By Army Spc. Heidi Kroll
National Guard Bureau

ARLINGTON, Va., June 25, 2010 – Almost 300 National Guard members from four states are helping to battle oncoming and long-gone flood waters this week.

In South Dakota, 130 soldiers from the 200th Engineer Company and the 153rd Engineer Battalion are helping to fill sandbags in the towns of Huron, Woonsocket and Bonilla. The mission is to place about 20,000 sandbags in Woonsocket to channel water through the town.

Army Maj. Brendan Murphy, public affairs officer for the South Dakota Guard, said emergency management personnel will decide tomorrow whether more sandbags are needed. About 3,000 sandbags have been staged in Bonilla.

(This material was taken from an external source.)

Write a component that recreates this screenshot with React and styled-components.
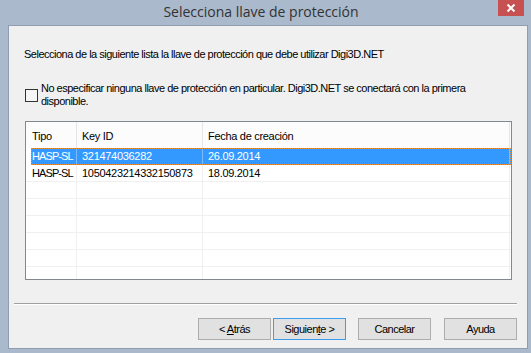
import React from 'react';
import styled, { createGlobalStyle } from 'styled-components';

const GlobalStyle = createGlobalStyle`
  html, body {
    margin: 0;
    padding: 0;
    background: #aab9cc;
  }
  body {
    font-family: "Liberation Sans", Arial, sans-serif;
    font-size: 11px;
    letter-spacing: -0.5px;
    color: #000;
  }
`;

const Window = styled.div`
  width: 531px;
  height: 353px;
  display: flex;
  flex-direction: column;
  background: #aab9cc;
  overflow: hidden;
`;

const TitleBar = styled.div`
  height: 25px;
  flex-shrink: 0;
  display: flex;
  align-items: flex-start;
`;

const Title = styled.div`
  flex: 1;
  text-align: center;
  padding-left: 24px;
  font-family: "Open Sans", "Noto Sans", sans-serif;
  font-size: 14px;
  letter-spacing: 0;
  line-height: 23px;
  color: #333;
`;

const CloseButton = styled.div`
  width: 26px;
  height: 16px;
  margin-right: 7px;
  background: #c75050;
  display: flex;
  align-items: center;
  justify-content: center;
`;

const Frame = styled.div`
  flex: 1;
  display: flex;
  padding: 0 3px 4px 8px;
`;

const Client = styled.div`
  flex: 1;
  display: flex;
  flex-direction: column;
  background: #f0f0f0;
  border: 1px solid #8e9db2;
`;

const Intro = styled.div`
  margin: 22px 15px 0 15px;
  line-height: 13px;
`;

const CheckRow = styled.label`
  margin: 21px 15px 0 16px;
  display: flex;
  align-items: center;
  gap: 3px;
  line-height: 13px;
`;

const CheckBox = styled.span`
  width: 11px;
  height: 11px;
  flex-shrink: 0;
  border: 1px solid #333;
  background: #f6f6f6;
`;

const CheckText = styled.span`
  flex: 1;
`;

const ListView = styled.div`
  margin: 13px 15px 0 16px;
  height: 159px;
  box-sizing: border-box;
  border: 1px solid #828790;
  background: #fff;
  overflow: hidden;
  letter-spacing: -0.3px;
`;

const Header = styled.div`
  height: 26px;
  display: grid;
  grid-template-columns: 51px 126px 307px;
  background: #fcfcfc;
`;

const HeadCell = styled.div`
  display: flex;
  align-items: center;
  padding: 1px 0 0 ${p => p.$pad}px;
  border-right: 1px solid #e5e5e5;
`;

const Row = styled.div`
  height: 17px;
  box-sizing: border-box;
  display: grid;
  grid-template-columns: ${p => (p.$selected ? '46px' : '51px')} 126px 307px;
  margin-left: ${p => (p.$selected ? '5px' : '0')};
  border-bottom: 1px solid ${p => (p.$selected ? '#3399ff' : '#f0f0f0')};
  background: ${p => (p.$selected ? '#3399ff' : 'transparent')};
  color: ${p => (p.$selected ? '#fff' : '#000')};
  outline: ${p => (p.$selected ? '1px dotted #f09030' : 'none')};
  outline-offset: -1px;
`;

const Cell = styled.div`
  display: flex;
  align-items: center;
  padding-left: ${p => p.$pad}px;
  letter-spacing: ${p => (p.$tight ? '-0.9px' : 'inherit')};
  border-right: 1px solid ${p => (p.$selected ? 'rgba(255,255,255,0.35)' : '#f0f0f0')};
  white-space: nowrap;
  overflow: hidden;
`;

const Separator = styled.div`
  margin: 23px 10px 0 5px;
  height: 1px;
  background: #a0a0a0;
  border-bottom: 1px solid #fff;
`;

const ButtonRow = styled.div`
  margin-top: 13px;
  padding-right: 10px;
  display: flex;
  justify-content: flex-end;
`;

const Button = styled.div`
  width: 73px;
  height: 22px;
  box-sizing: border-box;
  margin-left: ${p => p.$gap}px;
  display: flex;
  align-items: center;
  justify-content: center;
  background: #e1e1e1;
  border: 1px solid ${p => (p.$default ? '#3c9cf0' : '#adadad')};
`;

const ButtonLabel = styled.span`
  white-space: pre;
`;

const rows = [
  { tipo: 'HASP-SL', key: '321474036282', fecha: '26.09.2014' },
  { tipo: 'HASP-SL', key: '1050423214332150873', fecha: '18.09.2014' },
  {}, {}, {}, {}, {}, {},
];

export default function App() {
  return (
    <Window>
      <GlobalStyle />
      <TitleBar>
        <Title>Selecciona llave de protección</Title>
        <CloseButton>
          <svg width="10" height="8" viewBox="0 0 10 8">
            <path d="M1.5 0.5 L8.5 7.5 M8.5 0.5 L1.5 7.5" stroke="#fff" strokeWidth="2" />
          </svg>
        </CloseButton>
      </TitleBar>
      <Frame>
        <Client>
          <Intro>Selecciona de la siguiente lista la llave de protección que debe utilizar Digi3D.NET</Intro>
          <CheckRow>
            <CheckBox />
            <CheckText>
              No especificar ninguna llave de protección en particular. Digi3D.NET se conectará con la primera disponible.
            </CheckText>
          </CheckRow>
          <ListView>
            <Header>
              <HeadCell $pad={6}>Tipo</HeadCell>
              <HeadCell $pad={5}>Key ID</HeadCell>
              <HeadCell $pad={5}>Fecha de creación</HeadCell>
            </Header>
            {rows.map((r, i) => {
              const sel = i === 0;
              return (
                <Row key={i} $selected={sel}>
                  <Cell $pad={sel ? 1 : 6} $selected={sel} $tight>{r.tipo}</Cell>
                  <Cell $pad={5} $selected={sel}>{r.key}</Cell>
                  <Cell $pad={5} $selected={sel}>{r.fecha}</Cell>
                </Row>
              );
            })}
          </ListView>
          <Separator />
          <ButtonRow>
            <Button $gap={0}><ButtonLabel>&lt; <u>A</u>trás</ButtonLabel></Button>
            <Button $gap={2} $default><ButtonLabel>Siguien<u>t</u>e &gt;</ButtonLabel></Button>
            <Button $gap={12}><ButtonLabel>Cancelar</ButtonLabel></Button>
            <Button $gap={13}><ButtonLabel>Ayuda</ButtonLabel></Button>
          </ButtonRow>
        </Client>
      </Frame>
    </Window>
  );
}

In Missouri, Gov. Jay Nixon called up 33 soldiers with vehicle support to remove debris from the northwest counties of Mingo, Logan, Wyoming and McDowell.

Task Force Northwest is commanded by Air Force Col. Mike Pankau of the 139th Airlift Wing, based in St. Joseph, Mo.

Guard officials said the dams in the Dakotas are full, and that the Army Corps of Engineers plans to let out water to release pressure on them, which will increase the water flow in the Missouri River.

"Soldiers and airmen are conducting a variety of missions supporting civil authorities, including manning traffic control points and monitoring levees," said Army 2nd Lt. John Quin, a public affairs officer for the Missouri Guard. "Guardsmen are also serving as liaison officers with local emergency operations centers and civil authorities."

North Dakota has one UH-60 Black Hawk helicopter and its 10-member crew on stand-by to respond, if needed, to evacuate residents unable to use the roads in the Devils Lake area.

"The crew should be relieved today as Devils Lake takes over the evacuation mission with a high-lifted ambulance," said Army Lt. Col. Rick Smith, public affairs officer for the North Dakota National Guard.

West Virginia has almost 100 Guardsmen cleaning up the debris that residents found in their homes in Wyoming County, said Air Force Lt. Col. Mike Cadle, public affairs officer for the West Virginia Guard. About 55 counties in the state have been affected by rain and rapidly melting snow since spring.